* PROBLEM
Transcribe each line of the material as it is, and drop any picture.

Code that builds pages
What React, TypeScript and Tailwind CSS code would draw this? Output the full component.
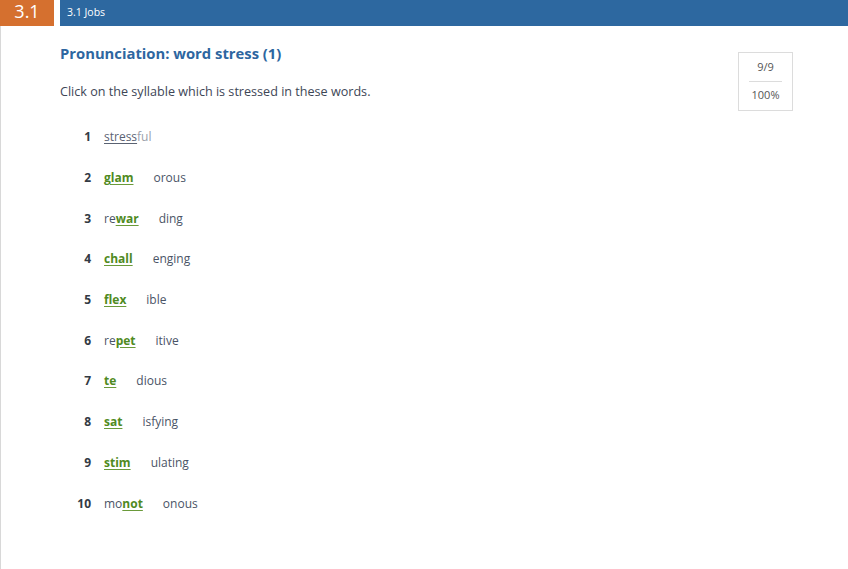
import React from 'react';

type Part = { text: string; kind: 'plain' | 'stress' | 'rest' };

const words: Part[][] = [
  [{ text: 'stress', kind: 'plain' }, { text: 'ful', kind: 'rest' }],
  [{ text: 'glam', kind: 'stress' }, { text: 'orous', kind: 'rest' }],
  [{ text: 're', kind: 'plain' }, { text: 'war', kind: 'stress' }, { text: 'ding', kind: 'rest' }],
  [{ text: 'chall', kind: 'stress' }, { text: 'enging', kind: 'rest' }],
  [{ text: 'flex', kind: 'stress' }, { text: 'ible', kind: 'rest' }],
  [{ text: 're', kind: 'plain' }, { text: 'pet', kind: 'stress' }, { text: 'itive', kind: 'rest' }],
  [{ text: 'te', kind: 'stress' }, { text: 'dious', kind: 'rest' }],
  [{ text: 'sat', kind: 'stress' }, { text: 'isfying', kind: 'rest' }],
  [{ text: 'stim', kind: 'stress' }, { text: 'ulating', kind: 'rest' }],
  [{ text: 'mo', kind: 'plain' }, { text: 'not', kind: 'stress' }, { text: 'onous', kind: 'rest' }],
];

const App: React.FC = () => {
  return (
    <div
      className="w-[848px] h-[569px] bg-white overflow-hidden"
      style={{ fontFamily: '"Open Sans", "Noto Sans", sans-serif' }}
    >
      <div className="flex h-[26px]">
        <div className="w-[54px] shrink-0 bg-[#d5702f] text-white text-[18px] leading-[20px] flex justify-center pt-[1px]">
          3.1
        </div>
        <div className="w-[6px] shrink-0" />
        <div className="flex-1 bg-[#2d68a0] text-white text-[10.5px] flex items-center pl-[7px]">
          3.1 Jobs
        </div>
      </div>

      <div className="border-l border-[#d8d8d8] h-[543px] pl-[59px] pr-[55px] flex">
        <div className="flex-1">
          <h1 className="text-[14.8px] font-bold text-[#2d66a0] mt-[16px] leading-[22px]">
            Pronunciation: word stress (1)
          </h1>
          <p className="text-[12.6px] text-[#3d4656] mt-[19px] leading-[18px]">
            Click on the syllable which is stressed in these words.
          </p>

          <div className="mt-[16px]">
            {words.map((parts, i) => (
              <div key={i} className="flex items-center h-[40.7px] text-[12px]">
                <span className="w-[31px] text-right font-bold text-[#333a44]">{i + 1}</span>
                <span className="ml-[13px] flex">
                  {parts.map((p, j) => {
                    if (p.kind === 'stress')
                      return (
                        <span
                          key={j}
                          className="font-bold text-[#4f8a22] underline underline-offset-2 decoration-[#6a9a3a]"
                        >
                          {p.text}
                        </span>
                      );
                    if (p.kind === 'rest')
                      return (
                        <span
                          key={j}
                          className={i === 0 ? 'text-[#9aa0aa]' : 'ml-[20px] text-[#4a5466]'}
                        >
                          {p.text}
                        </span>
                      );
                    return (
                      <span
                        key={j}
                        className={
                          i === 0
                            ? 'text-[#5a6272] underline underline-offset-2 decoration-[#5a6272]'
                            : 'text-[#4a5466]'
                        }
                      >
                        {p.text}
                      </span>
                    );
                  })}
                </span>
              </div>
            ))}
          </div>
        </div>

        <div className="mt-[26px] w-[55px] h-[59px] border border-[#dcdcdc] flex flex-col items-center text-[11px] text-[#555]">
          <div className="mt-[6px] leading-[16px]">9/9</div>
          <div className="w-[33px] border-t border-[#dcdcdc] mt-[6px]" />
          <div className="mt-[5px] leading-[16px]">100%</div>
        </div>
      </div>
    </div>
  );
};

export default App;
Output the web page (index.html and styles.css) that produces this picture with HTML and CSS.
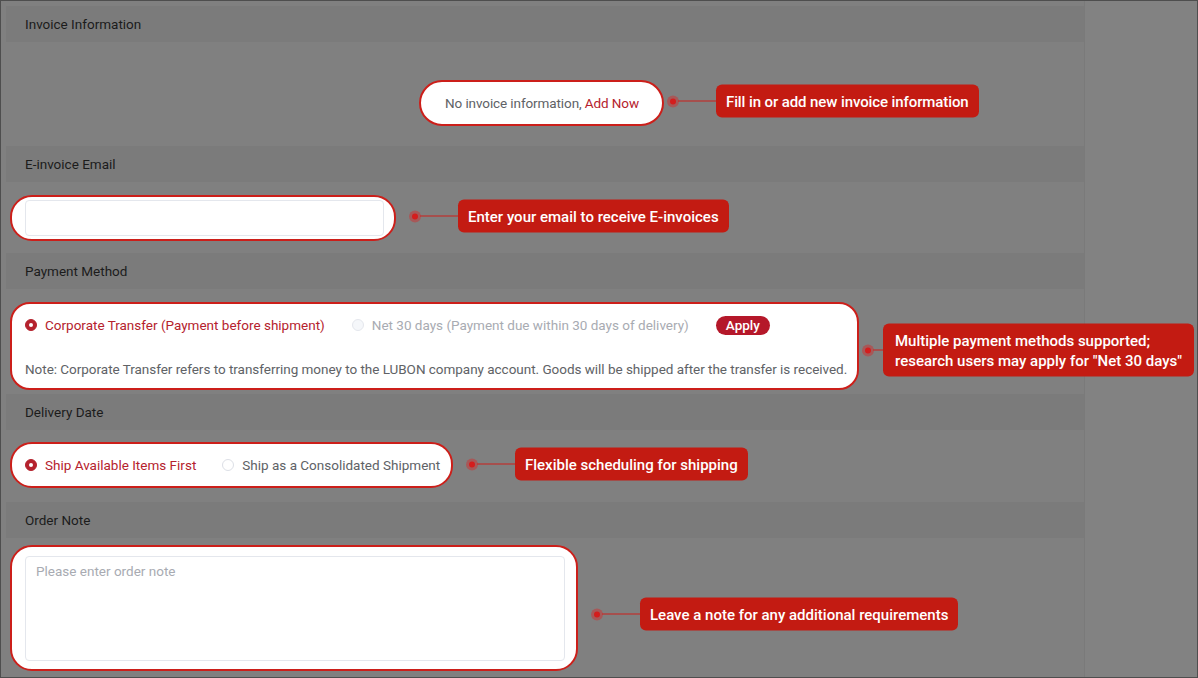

* EXERCISE RESPONSE
What React, TypeScript and Tailwind CSS code would draw this? Output the full component.
import React from 'react';

type Part = { text: string; kind: 'plain' | 'stress' | 'rest' };

const words: Part[][] = [
  [{ text: 'stress', kind: 'plain' }, { text: 'ful', kind: 'rest' }],
  [{ text: 'glam', kind: 'stress' }, { text: 'orous', kind: 'rest' }],
  [{ text: 're', kind: 'plain' }, { text: 'war', kind: 'stress' }, { text: 'ding', kind: 'rest' }],
  [{ text: 'chall', kind: 'stress' }, { text: 'enging', kind: 'rest' }],
  [{ text: 'flex', kind: 'stress' }, { text: 'ible', kind: 'rest' }],
  [{ text: 're', kind: 'plain' }, { text: 'pet', kind: 'stress' }, { text: 'itive', kind: 'rest' }],
  [{ text: 'te', kind: 'stress' }, { text: 'dious', kind: 'rest' }],
  [{ text: 'sat', kind: 'stress' }, { text: 'isfying', kind: 'rest' }],
  [{ text: 'stim', kind: 'stress' }, { text: 'ulating', kind: 'rest' }],
  [{ text: 'mo', kind: 'plain' }, { text: 'not', kind: 'stress' }, { text: 'onous', kind: 'rest' }],
];

const App: React.FC = () => {
  return (
    <div
      className="w-[848px] h-[569px] bg-white overflow-hidden"
      style={{ fontFamily: '"Open Sans", "Noto Sans", sans-serif' }}
    >
      <div className="flex h-[26px]">
        <div className="w-[54px] shrink-0 bg-[#d5702f] text-white text-[18px] leading-[20px] flex justify-center pt-[1px]">
          3.1
        </div>
        <div className="w-[6px] shrink-0" />
        <div className="flex-1 bg-[#2d68a0] text-white text-[10.5px] flex items-center pl-[7px]">
          3.1 Jobs
        </div>
      </div>

      <div className="border-l border-[#d8d8d8] h-[543px] pl-[59px] pr-[55px] flex">
        <div className="flex-1">
          <h1 className="text-[14.8px] font-bold text-[#2d66a0] mt-[16px] leading-[22px]">
            Pronunciation: word stress (1)
          </h1>
          <p className="text-[12.6px] text-[#3d4656] mt-[19px] leading-[18px]">
            Click on the syllable which is stressed in these words.
          </p>

          <div className="mt-[16px]">
            {words.map((parts, i) => (
              <div key={i} className="flex items-center h-[40.7px] text-[12px]">
                <span className="w-[31px] text-right font-bold text-[#333a44]">{i + 1}</span>
                <span className="ml-[13px] flex">
                  {parts.map((p, j) => {
                    if (p.kind === 'stress')
                      return (
                        <span
                          key={j}
                          className="font-bold text-[#4f8a22] underline underline-offset-2 decoration-[#6a9a3a]"
                        >
                          {p.text}
                        </span>
                      );
                    if (p.kind === 'rest')
                      return (
                        <span
                          key={j}
                          className={i === 0 ? 'text-[#9aa0aa]' : 'ml-[20px] text-[#4a5466]'}
                        >
                          {p.text}
                        </span>
                      );
                    return (
                      <span
                        key={j}
                        className={
                          i === 0
                            ? 'text-[#5a6272] underline underline-offset-2 decoration-[#5a6272]'
                            : 'text-[#4a5466]'
                        }
                      >
                        {p.text}
                      </span>
                    );
                  })}
                </span>
              </div>
            ))}
          </div>
        </div>

        <div className="mt-[26px] w-[55px] h-[59px] border border-[#dcdcdc] flex flex-col items-center text-[11px] text-[#555]">
          <div className="mt-[6px] leading-[16px]">9/9</div>
          <div className="w-[33px] border-t border-[#dcdcdc] mt-[6px]" />
          <div className="mt-[5px] leading-[16px]">100%</div>
        </div>
      </div>
    </div>
  );
};

export default App;
Output the web page (index.html and styles.css) that produces this picture with HTML and CSS.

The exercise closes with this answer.